Again, the images complement the copy. And, because we know from Richard Mayer’s multimedia principle that “people learn better from words and pictures than from words alone”, they likely make information retention easier.

2. Use images to help readers offload tasks.

What do you expect to be included in an annual report?

If you answered financial information, a summary of the year, or messages from leaders, you wouldn’t have been on your own.

But what if one of those elements created precisely the clutter you sought to avoid? Would you remove it entirely?

It may seem logical, but it’s fraught. Breaking radically from conventions can confound a reader’s mental models and make any piece of communication more difficult to consume.

So what’s the alternative?

Let’s take a look at the ‘A message from our Chair’ section as an example. It’s basically obligatory in any not-for-profit document of this kind. Guide Dogs knows this, so the message hasn’t gone anywhere. But it has changed in format. And an image has played a central role in that shift.

In previous reports, a reader could scroll down the report and would come across the Chair’s message as an unabridged digital ‘letter’ to readers. It was a lot of copy all at once, which was fine if you were looking for it specifically. But for someone browsing the report, it risked creating cognitive overload.

In later iterations, the copy remained but not as a default, immediately viewable element of the Overview section. Instead, a reader had to choose to open it. Where the full message itself had once been, there was a module that incorporated a small excerpt from the Chair’s message, an image of the Chair, and a call to action: “Read more”.

The copy-image combination was designed to pique curiosity but not get in the way as the full text had done in earlier reports. It was a classic case of task offloading, removing the need for the reader to consider the message in full and decide for themselves whether the task is one they’re willing to undertake.

Of course, not every reader will have their interest sparked by every image. But that’s OK. A subtle cue can be just as effective as a visual enticement.

3. Use images to create flow.

Cognitive overload doesn’t always lead to abandonment of a task. A persistent reader might continue through a piece of communication despite having difficulty processing its central messages. And that can lead to misunderstanding, or frustration, or simply a lack of enjoyment.

It can also lead to a reader getting stuck, stopping them in their tracks not because they’ve found something fascinating but because poor design results in a stop-start experience.

Images can help make a substantial document or website easier to move through, mitigating this potential problem.

As part of the Guide Dogs rebrand, it adopted a graphic palette of patterns designed to create a sense of movement and direction, underscoring that its services help clients move with confidence and independence.

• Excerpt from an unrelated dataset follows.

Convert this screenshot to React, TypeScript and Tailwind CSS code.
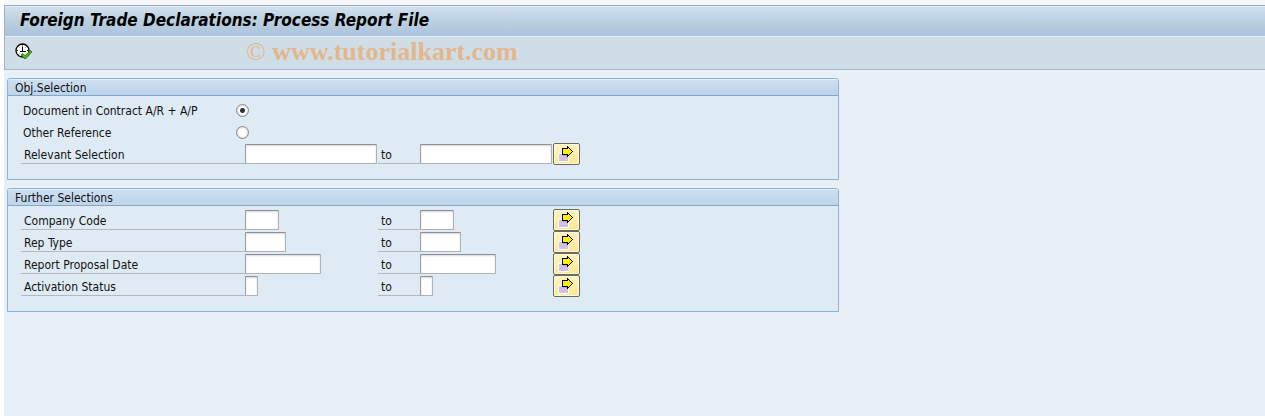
import { useState } from "react"
import type { ReactNode } from "react"

interface RangeField {
  id: string
  label: string
  size: string
}

const furtherSelections: RangeField[] = [
  { id: "company-code", label: "Company Code", size: "w-[34px]" },
  { id: "rep-type", label: "Rep Type", size: "w-[41px]" },
  { id: "proposal-date", label: "Report Proposal Date", size: "w-[76px]" },
  { id: "activation-status", label: "Activation Status", size: "w-[13px]" },
]

const objectTypes = [
  { id: "contract", label: "Document in Contract A/R + A/P" },
  { id: "other", label: "Other Reference" },
]

function ExecuteIcon() {
  return (
    <svg width="18" height="18" viewBox="0 0 18 18" aria-hidden="true">
      <circle cx="7.5" cy="7.5" r="6.5" fill="#fff" stroke="#000" strokeWidth="1.3" />
      <path
        d="M7.5 3.5v5M5 8.5h6M7.5 1.5v1M2 7.5h1M12 7.5h1M3.5 3.5l.7.7M11.5 3.5l-.7.7M3.5 11.5l.7-.7"
        fill="none"
        stroke="#000"
      />
      <path d="M6 11.8l1.8-1.2 2.2 2.2L15.3 7.5l1.7 1.3L11 15.5H9.3z" fill="#4fb41c" stroke="#1f640d" strokeWidth="0.8" />
    </svg>
  )
}

function MultipleSelectionIcon() {
  return (
    <svg width="16" height="16" viewBox="0 0 16 16" shapeRendering="crispEdges" aria-hidden="true">
      <path d="M0 7h11v9H0z" fill="#fff" />
      <path d="M1 8h9v7H1z" fill="#d3bfdf" />
      <path d="M5 9h4v1H5z" fill="#8fb0de" />
      <path
        d="M4 2h5V0h1v1h1v1h1v1h1v1h1v1h1v1h-1v1h-1v1h-1v1h-1v1h-1v1H9V9H4z"
        fill="#000"
      />
      <path d="M5 3h5V2h1v1h1v1h1v1h1v1h-1v1h-1v1h-1v1h-1V8H5z" fill="#ffee00" />
    </svg>
  )
}

function GroupBox({ id, title, children }: { id: string; title: string; children: ReactNode }) {
  return (
    <section
      aria-labelledby={id}
      className="w-full max-w-[832px] rounded-t-[3px] border border-[#8fb1d1] bg-[#deebf4]"
    >
      <h2
        id={id}
        className="flex h-[17px] items-center rounded-t-[2px] border-t border-b border-t-[#e6f0f9] border-b-[#86a6c8] bg-linear-to-b from-[#cddfef] to-[#bdd4ea] pl-[7px] leading-[14px]"
      >
        {title}
      </h2>
      <div className="pt-[3px] pr-3 pb-[14px] pl-[13px]">{children}</div>
    </section>
  )
}

function TextField({ id, size, label }: { id: string; size: string; label?: string }) {
  return (
    <input
      id={id}
      type="text"
      aria-label={label}
      className={`${size} h-5 rounded-[1px] border border-t-[#8f9094] border-r-[#b0b1b4] border-b-[#b0b1b4] border-l-[#9b9ca0] bg-white px-px shadow-[inset_0_1px_2px_#d6d8dc] outline-none focus:bg-[#fff8d2]`}
    />
  )
}

function RangeRow({ id, label, size }: RangeField) {
  return (
    <div className="grid h-[22px] grid-cols-[224px_133px_42px_133px_27px] items-center">
      <label htmlFor={`${id}-low`} className="flex h-5 items-center border-b border-[#b3b8be] pt-[3px] pl-[3px]">
        {label}
      </label>
      <TextField id={`${id}-low`} size={size} />
      <label htmlFor={`${id}-high`} className="flex h-5 items-center border-b border-[#b3b8be] pt-[3px] pl-[3px]">
        to
      </label>
      <TextField id={`${id}-high`} size={size} label={`${label} to`} />
      <button
        type="button"
        aria-label={`Multiple selection for ${label}`}
        className="flex h-[22px] w-[27px] rounded-[2px] border border-[#6d6b60] bg-linear-to-b from-[#fff5c4] to-[#fce78e] pt-[2px] pl-1 shadow-[inset_0_0_0_1px_#fff9dc] active:to-[#f5d864]"
      >
        <MultipleSelectionIcon />
      </button>
    </div>
  )
}

export default function App() {
  const [objectType, setObjectType] = useState("contract")

  return (
    <div className="min-h-screen bg-white pl-1 font-['DejaVu_Sans_Condensed','DejaVu_Sans',sans-serif] text-[12px] leading-4 text-[#111]">
      <div className="h-[5px] bg-[#f5f7fb]" />
      <div className="min-h-[calc(100vh-5px)] bg-[#e8f0f7]">
        <header className="border-t border-b border-l border-t-[#a0abbf] border-b-[#a5b7c8] border-l-[#9fb1c6] bg-[#cfdde7]">
          <div className="flex h-[31px] items-center border-t border-b border-t-[#e4edf5] border-b-[#e9f1f7] bg-linear-to-b from-[#d1e0ed] via-[#bacfdf] to-[#abc3dd] pb-[3px] pl-[15px]">
            <h1 className="text-[17px] font-bold text-black italic">Foreign Trade Declarations: Process Report File</h1>
          </div>
          <div className="flex h-8 items-center pb-[2px] pl-[10px]">
            <button type="button" aria-label="Execute" className="flex">
              <ExecuteIcon />
            </button>
            <p className="ml-[213px] font-['Liberation_Serif',serif] text-[26px] leading-6 font-bold text-[#e3b78b]">
              <span className="font-normal">©</span> www.tutorialkart.com
            </p>
          </div>
        </header>

        <main className="flex flex-col gap-2 px-[3px] pt-2">
          <GroupBox id="object-selection" title="Obj.Selection">
            {objectTypes.map((type) => (
              <div key={type.id} className="flex h-[22px] items-center">
                <label htmlFor={type.id} className="w-[215px] pt-px pl-[2px]">
                  {type.label}
                </label>
                <input
                  id={type.id}
                  type="radio"
                  name="object-type"
                  checked={objectType === type.id}
                  onChange={() => setObjectType(type.id)}
                  className="size-[13px] appearance-none rounded-full border border-[#85878b] bg-white shadow-[inset_0_0_1px_1px_#dcdde0] checked:bg-[radial-gradient(circle,#2b2d40_2px,#fff_3px)]"
                />
              </div>
            ))}
            <RangeRow id="relevant" label="Relevant Selection" size="w-[132px]" />
          </GroupBox>

          <GroupBox id="further-selections" title="Further Selections">
            {furtherSelections.map((field) => (
              <RangeRow key={field.id} {...field} />
            ))}
          </GroupBox>
        </main>
      </div>
    </div>
  )
}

The patterns’ use throughout the annual reports is an example of design that adheres closely to a brand while minimising cognitive load.

As you move through any section of the report, the patterns break up copy, statistics, and other images, while acting as a subtle, meandering guide through the content.

Retaining the substance while reducing the reader’s effort.

Corporate communication sometimes needs to include a lot of information – an annual report might be considered inadequate or insubstantial if it’s light on copy.

While it may not be possible, or desirable, to make wholesale copy deletions, there are numerous ways to make it easier to read. And as the Guide Dogs examples shows, images can play a critical role in that.

When carefully chosen and paired with copy, images can help to reduce a reader’s cognitive load and so make potentially critical information easier to process, reducing misinterpretation, increasing engagement, and minimising the possibility of a reader walking away from a piece of communication entirely.